§ TASK:
Determine how many lines include the string "React". Output that number only.

==== INPUT FOR THIS TASK

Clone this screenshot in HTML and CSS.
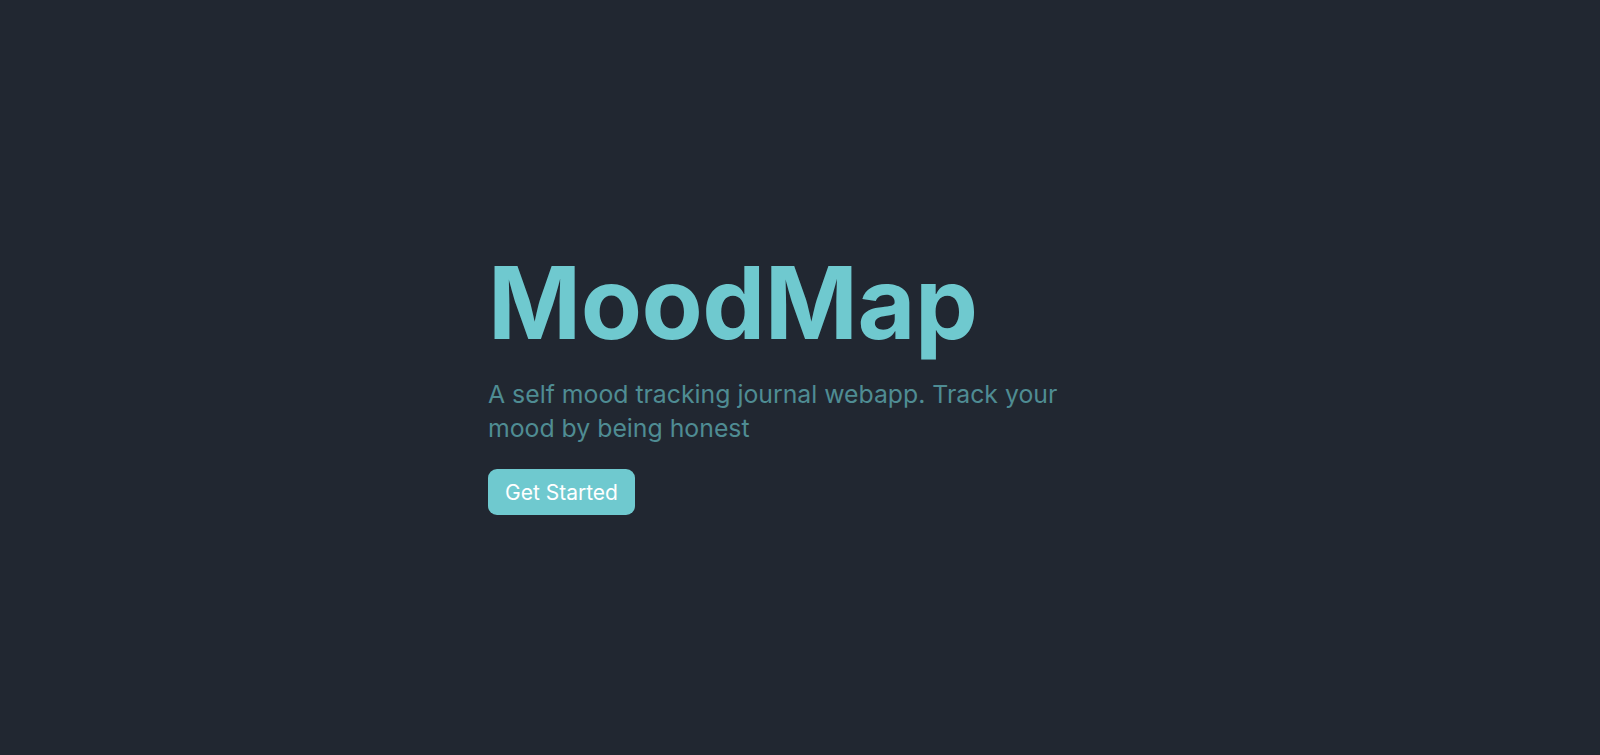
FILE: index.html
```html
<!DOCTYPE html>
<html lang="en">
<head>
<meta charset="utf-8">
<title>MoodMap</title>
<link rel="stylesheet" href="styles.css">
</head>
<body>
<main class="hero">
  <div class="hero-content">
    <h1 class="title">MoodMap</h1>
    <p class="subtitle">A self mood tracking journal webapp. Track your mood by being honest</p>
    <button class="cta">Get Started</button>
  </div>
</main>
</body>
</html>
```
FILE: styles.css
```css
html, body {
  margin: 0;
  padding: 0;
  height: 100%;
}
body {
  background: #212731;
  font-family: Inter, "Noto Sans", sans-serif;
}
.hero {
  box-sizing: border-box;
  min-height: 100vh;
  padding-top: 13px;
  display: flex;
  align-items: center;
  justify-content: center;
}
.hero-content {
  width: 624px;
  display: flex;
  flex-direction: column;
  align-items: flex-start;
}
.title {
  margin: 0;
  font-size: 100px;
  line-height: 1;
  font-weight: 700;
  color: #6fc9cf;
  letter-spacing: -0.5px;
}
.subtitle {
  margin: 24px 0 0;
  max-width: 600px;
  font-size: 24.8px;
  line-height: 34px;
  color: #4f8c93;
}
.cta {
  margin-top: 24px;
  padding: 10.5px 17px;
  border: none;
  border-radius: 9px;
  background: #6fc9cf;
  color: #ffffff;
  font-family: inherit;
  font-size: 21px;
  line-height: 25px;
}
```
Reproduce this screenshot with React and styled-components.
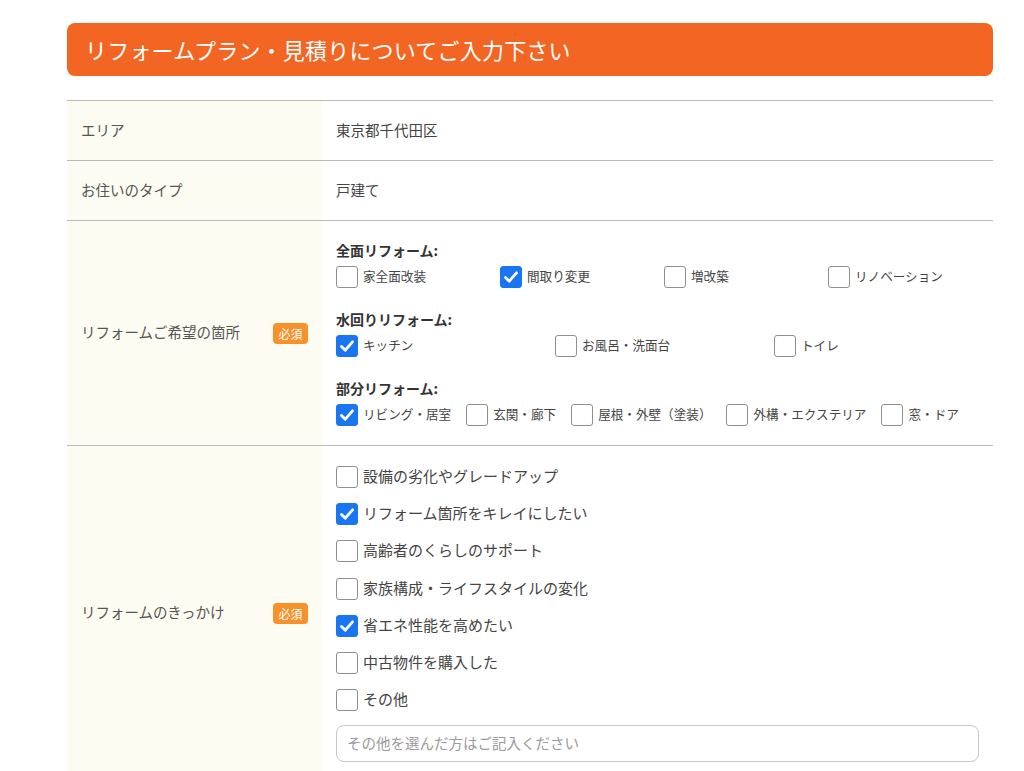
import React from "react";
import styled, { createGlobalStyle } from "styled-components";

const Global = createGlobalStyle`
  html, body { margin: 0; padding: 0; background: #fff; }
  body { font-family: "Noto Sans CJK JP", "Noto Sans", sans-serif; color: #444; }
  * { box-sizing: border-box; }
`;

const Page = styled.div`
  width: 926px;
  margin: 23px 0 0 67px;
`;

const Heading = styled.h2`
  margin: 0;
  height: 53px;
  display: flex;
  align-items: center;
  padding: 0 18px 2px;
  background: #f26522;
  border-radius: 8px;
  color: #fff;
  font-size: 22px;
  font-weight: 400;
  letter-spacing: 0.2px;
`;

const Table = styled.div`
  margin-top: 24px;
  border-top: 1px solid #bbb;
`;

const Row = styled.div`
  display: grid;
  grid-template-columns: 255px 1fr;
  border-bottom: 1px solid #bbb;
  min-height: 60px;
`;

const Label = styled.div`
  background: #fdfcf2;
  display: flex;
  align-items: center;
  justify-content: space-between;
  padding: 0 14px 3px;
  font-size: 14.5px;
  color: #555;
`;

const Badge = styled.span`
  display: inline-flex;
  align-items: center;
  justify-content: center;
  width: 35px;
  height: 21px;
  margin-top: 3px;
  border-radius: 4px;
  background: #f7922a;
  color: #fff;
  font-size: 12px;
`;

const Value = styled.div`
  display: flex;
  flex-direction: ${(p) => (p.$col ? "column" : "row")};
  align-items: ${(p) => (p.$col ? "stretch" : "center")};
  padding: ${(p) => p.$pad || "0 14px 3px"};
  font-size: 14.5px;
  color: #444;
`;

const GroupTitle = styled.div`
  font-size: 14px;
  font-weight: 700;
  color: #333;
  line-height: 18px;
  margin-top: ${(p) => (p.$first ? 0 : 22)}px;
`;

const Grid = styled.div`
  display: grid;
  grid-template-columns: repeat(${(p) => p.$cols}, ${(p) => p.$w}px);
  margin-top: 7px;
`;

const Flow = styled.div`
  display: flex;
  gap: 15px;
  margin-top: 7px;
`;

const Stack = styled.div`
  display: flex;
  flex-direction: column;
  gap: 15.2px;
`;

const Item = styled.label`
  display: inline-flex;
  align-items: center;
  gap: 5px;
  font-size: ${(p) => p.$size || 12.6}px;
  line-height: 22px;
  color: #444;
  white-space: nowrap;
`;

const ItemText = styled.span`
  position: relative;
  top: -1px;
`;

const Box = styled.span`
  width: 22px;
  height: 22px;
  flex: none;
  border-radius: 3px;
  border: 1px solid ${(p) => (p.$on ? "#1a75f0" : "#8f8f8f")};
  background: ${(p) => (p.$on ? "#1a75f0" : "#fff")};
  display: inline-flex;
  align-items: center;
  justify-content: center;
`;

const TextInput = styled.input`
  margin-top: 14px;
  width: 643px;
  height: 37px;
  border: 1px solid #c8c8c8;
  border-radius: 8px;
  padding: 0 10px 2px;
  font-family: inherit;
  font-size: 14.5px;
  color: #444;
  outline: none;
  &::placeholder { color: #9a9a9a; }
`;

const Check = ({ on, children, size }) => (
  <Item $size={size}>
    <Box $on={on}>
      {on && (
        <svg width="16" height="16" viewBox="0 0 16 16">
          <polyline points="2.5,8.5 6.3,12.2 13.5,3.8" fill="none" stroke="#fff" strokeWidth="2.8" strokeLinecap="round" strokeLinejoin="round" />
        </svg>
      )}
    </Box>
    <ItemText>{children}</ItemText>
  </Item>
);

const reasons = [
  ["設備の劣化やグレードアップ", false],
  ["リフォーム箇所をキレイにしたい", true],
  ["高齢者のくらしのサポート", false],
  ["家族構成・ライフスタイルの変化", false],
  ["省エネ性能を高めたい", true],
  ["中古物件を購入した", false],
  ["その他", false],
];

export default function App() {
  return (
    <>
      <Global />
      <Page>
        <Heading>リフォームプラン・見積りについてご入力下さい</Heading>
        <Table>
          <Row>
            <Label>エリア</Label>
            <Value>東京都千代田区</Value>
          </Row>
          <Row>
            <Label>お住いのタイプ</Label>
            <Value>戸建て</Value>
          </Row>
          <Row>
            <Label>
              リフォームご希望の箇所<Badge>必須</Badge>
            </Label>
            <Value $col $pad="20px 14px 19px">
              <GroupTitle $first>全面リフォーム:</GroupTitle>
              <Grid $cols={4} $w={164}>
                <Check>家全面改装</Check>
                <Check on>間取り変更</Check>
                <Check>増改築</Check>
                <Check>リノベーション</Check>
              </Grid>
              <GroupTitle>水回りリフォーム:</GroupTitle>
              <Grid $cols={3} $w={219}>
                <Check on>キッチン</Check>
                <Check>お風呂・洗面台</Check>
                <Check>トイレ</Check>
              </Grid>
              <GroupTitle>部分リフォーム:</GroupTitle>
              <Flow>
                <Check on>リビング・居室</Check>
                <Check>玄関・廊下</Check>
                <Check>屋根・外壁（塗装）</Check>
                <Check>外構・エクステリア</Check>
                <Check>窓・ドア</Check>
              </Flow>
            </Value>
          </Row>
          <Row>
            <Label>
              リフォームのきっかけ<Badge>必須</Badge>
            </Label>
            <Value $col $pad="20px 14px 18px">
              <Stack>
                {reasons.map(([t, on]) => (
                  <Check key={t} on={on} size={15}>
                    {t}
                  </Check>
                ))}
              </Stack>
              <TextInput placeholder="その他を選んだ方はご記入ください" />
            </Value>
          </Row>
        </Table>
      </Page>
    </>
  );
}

========
==== INPUT FOR THIS TASK

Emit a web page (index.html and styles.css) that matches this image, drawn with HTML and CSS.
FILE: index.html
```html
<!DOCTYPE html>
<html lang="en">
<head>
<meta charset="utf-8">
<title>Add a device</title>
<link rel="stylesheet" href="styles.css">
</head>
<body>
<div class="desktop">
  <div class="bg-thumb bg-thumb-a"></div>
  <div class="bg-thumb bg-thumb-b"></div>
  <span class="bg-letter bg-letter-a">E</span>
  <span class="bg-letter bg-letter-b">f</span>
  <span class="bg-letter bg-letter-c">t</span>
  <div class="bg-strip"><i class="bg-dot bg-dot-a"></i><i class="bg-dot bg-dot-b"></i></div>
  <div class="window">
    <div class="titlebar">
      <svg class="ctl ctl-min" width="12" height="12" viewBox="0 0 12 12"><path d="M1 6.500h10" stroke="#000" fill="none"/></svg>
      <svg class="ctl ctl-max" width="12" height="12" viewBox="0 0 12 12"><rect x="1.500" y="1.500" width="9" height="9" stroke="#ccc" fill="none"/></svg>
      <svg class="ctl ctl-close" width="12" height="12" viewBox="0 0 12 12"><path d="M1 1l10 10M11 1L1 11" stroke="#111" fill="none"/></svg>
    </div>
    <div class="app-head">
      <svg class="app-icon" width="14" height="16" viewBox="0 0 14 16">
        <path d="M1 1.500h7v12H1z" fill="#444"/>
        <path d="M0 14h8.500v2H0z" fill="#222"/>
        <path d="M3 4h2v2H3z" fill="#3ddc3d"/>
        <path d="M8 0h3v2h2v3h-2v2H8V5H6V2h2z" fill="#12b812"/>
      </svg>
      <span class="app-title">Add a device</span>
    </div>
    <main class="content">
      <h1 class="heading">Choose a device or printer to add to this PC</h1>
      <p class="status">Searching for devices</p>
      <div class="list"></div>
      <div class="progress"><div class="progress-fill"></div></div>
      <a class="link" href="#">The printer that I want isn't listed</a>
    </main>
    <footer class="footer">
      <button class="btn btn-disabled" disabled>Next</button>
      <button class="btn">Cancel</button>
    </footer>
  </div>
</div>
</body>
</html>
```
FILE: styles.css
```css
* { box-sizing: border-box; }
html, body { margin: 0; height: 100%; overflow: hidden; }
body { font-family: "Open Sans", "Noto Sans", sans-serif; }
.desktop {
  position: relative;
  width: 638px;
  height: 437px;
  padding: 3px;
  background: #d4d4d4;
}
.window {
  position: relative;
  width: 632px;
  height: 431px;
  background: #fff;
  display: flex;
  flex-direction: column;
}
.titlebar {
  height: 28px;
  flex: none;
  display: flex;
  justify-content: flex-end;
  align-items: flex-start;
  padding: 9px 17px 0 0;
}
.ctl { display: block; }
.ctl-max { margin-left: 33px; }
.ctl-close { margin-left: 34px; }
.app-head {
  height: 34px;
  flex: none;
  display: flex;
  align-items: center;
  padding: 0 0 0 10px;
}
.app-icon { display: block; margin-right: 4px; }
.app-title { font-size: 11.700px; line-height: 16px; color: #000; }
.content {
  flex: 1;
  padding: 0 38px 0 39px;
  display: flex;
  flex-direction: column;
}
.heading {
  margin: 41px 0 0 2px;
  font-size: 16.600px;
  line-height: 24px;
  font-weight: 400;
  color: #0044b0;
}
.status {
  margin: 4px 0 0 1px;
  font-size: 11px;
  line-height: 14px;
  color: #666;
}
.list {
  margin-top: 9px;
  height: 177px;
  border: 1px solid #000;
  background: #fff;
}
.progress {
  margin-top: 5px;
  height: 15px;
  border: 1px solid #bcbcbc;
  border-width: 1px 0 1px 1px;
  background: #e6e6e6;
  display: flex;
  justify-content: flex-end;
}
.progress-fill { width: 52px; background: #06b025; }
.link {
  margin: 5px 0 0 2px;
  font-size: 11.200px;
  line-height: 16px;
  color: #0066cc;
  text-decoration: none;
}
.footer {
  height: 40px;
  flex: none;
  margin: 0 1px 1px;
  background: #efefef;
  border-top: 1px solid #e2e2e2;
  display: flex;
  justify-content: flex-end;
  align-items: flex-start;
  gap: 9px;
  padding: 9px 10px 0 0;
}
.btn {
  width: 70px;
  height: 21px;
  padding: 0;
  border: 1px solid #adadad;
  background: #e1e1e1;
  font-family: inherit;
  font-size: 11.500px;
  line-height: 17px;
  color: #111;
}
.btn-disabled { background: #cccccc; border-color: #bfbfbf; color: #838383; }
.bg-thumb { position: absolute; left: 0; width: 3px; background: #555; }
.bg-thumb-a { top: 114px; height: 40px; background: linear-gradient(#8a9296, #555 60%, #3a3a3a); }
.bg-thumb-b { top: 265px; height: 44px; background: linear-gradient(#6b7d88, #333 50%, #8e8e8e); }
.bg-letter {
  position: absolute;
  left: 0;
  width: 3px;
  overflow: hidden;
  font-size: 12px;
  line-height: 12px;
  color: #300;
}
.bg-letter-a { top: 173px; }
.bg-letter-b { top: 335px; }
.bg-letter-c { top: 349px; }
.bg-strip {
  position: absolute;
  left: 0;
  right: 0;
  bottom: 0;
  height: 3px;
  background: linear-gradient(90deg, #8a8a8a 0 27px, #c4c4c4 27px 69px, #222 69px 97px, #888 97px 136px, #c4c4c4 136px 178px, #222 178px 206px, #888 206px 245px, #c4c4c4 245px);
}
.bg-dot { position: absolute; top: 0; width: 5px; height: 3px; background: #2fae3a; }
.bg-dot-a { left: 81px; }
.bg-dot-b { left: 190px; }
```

========

§ EXERCISE OUTPUT:
2